French Geneviève DE GAULLE-ANTHONIOZ

born Geneviève DE GAULLE

Niece of General Charles de Gaulle, a member of the French Resistance

Source :  Patrick EMERIAU

Born: on October 25, 1920 in Saint-Jean-de-Valériscle, France
Died: on February 14, 2002 in Paris, France


Biography

Joining the resistance just after the occupation of France in June 1940, she expanded the present information networks, in particular the group “Défense de la France”. Arrested by P. Bonny, of the 93rd Band of Rue Lauriston, on July 20, 1943, she was imprisoned in Fresnes and was later deported to the concentration camp of Ravensbrück on February 2, 1944. In October of that year, she was placed in isolation in the camp bunker. This decision was taken by Heinrich Himmler in order to keep her alive and use her as a possible exchange prisoner. She was released in April 1945 and married Bernard Anthonioz the following year, a fellow resistance member and art editor, with whom she had four children.

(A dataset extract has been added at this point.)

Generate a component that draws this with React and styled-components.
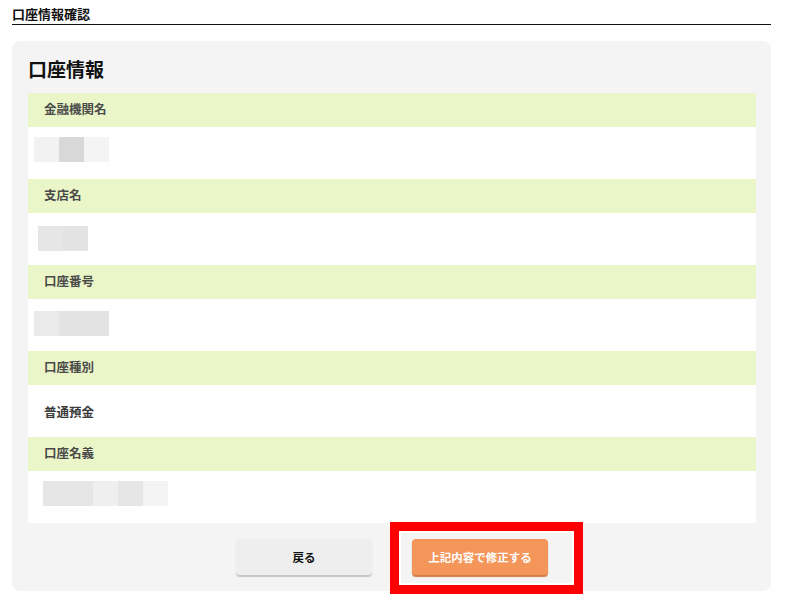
import styled, { createGlobalStyle } from 'styled-components';

const GlobalStyle = createGlobalStyle`
  * {
    box-sizing: border-box;
  }
  body {
    margin: 0;
    background: #fff;
    font-family: 'Noto Sans CJK JP', 'Noto Sans', sans-serif;
    color: #333;
  }
`;

const accountFields = [
  { label: '金融機関名', masked: { x: 6, y: 10, shades: ['#f2f2f2', '#d8d8d8', '#f4f4f4'] } },
  { label: '支店名', masked: { x: 10, y: 13, shades: ['#e6e6e6', '#e3e3e3'] } },
  { label: '口座番号', masked: { x: 6, y: 12, shades: ['#eaeaea', '#e3e3e3', '#e3e3e3'] } },
  { label: '口座種別', text: '普通預金' },
  {
    label: '口座名義',
    masked: { x: 15, y: 10, shades: ['#e6e6e6', '#e6e6e6', '#efefef', '#e6e6e6', '#f3f3f4'] },
  },
];

const App = () => {
  return (
    <Page>
      <GlobalStyle />
      <PageTitle>口座情報確認</PageTitle>
      <Card>
        <CardTitle>口座情報</CardTitle>
        <FieldList>
          {accountFields.map((field) => (
            <Field key={field.label}>
              <FieldLabel>{field.label}</FieldLabel>
              <FieldValue>
                {field.text ? (
                  <ValueText>{field.text}</ValueText>
                ) : (
                  <Masked $x={field.masked.x} $y={field.masked.y}>
                    {field.masked.shades.map((shade, i) => (
                      <MaskCell key={i} $shade={shade} />
                    ))}
                  </Masked>
                )}
              </FieldValue>
            </Field>
          ))}
        </FieldList>
        <Actions>
          <Button>戻る</Button>
          <Highlighted>
            <Button $primary>上記内容で修正する</Button>
            <Marker />
          </Highlighted>
        </Actions>
      </Card>
    </Page>
  );
};

export default App;

const Page = styled.div`
  width: 759px;
  margin-left: 12px;
  padding-bottom: 22px;
`;

const PageTitle = styled.h1`
  margin: 0;
  padding-top: 4px;
  font-size: 13px;
  line-height: 20px;
  font-weight: 700;
  color: #111;
  border-bottom: 1px solid #111;
`;

const Card = styled.section`
  margin-top: 16px;
  padding: 14px 15px 14px 16px;
  background-color: #f4f4f4;
  border-radius: 8px;
`;

const CardTitle = styled.h2`
  margin: 0 0 10px;
  font-size: 19px;
  line-height: 28px;
  font-weight: 700;
  color: #111;
`;

const FieldList = styled.dl`
  margin: 0;
`;

const Field = styled.div`
  display: flex;
  flex-direction: column;
`;

const FieldLabel = styled.dt`
  display: flex;
  align-items: center;
  height: 34px;
  padding: 0 0 2px 16px;
  background-color: #eaf6c8;
  font-size: 12.5px;
  line-height: 16px;
  font-weight: 700;
  color: #4a4a4a;
`;

const FieldValue = styled.dd`
  display: flex;
  align-items: center;
  height: 52px;
  margin: 0;
  background-color: #fff;
`;

const ValueText = styled.span`
  padding-left: 16px;
  font-size: 12.5px;
  font-weight: 700;
  color: #3a3a3a;
`;

const Masked = styled.div`
  display: flex;
  align-self: flex-start;
  margin: ${({ $y }) => $y}px 0 0 ${({ $x }) => $x}px;
  filter: blur(0.4px);
`;

const MaskCell = styled.span`
  width: 25px;
  height: 25px;
  background-color: ${({ $shade }) => $shade};
`;

const Actions = styled.div`
  display: flex;
  justify-content: center;
  gap: 40px;
  margin-top: 16px;
  padding-bottom: 2px;
`;

const Button = styled.button`
  width: 136px;
  height: 36px;
  border: none;
  border-radius: 4px;
  font-family: inherit;
  font-size: 11.5px;
  font-weight: 700;
  color: ${({ $primary }) => ($primary ? '#fff' : '#111')};
  background-color: ${({ $primary }) => ($primary ? '#f4955a' : '#eeeeee')};
  box-shadow: 0 2px 1px ${({ $primary }) => ($primary ? '#d27c46' : '#c6c6c6')};
  cursor: pointer;
`;

const Highlighted = styled.div`
  position: relative;
`;

const Marker = styled.span`
  position: absolute;
  left: -22px;
  top: -17px;
  width: 193px;
  height: 72px;
  border: 9px solid #ff0000;
  box-shadow: inset 0 0 0 2px #fff;
  pointer-events: none;
`;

Geneviève de Gaulle-Anthonioz wrote a book, fifty years after her release from Ravensbrück, speaking of her life in the concentration camp and the mutual help between the women. This book was called La Traversée de la nuit (literally, "The Crossing of the Night", translated to English as "The Dawn of Hope: A Memoir of Ravensbrück" [ISBN 1-55970-498-5] published by Arcade Publishing), and was published by Points. It was translated into English and published in 1998 as God Remained Outside - An Echo of Ravensbruck.

An active member and later president of the ADIR (Association of Deportées and Internées of the Résistance), she filed lawsuits against Nazi war criminals, then took part in the rise of the political movement launched by her uncle, the Rally of the French People.

In 1958, she worked with the cabinet of André Malraux when she met Father Joseph Wresinski, then chaplain of the town of Noisy-le-Grand. In the sufferings of the families she met there, it revived those of which she and other deportees had experienced. In 1987, she testified in the case of the Nazi Klaus Barbie.

Allied with the movement ATD Quart Monde, then a permanent volunteer, she was the president of the movement from 1964 to September 2001.

In 1988 she became a member of the French Economic and Social Council, and for ten years fought for the adoption of a law against great poverty. Deferred in 1997 due to dissolution of the French National Assembly, her law was voted in 1998.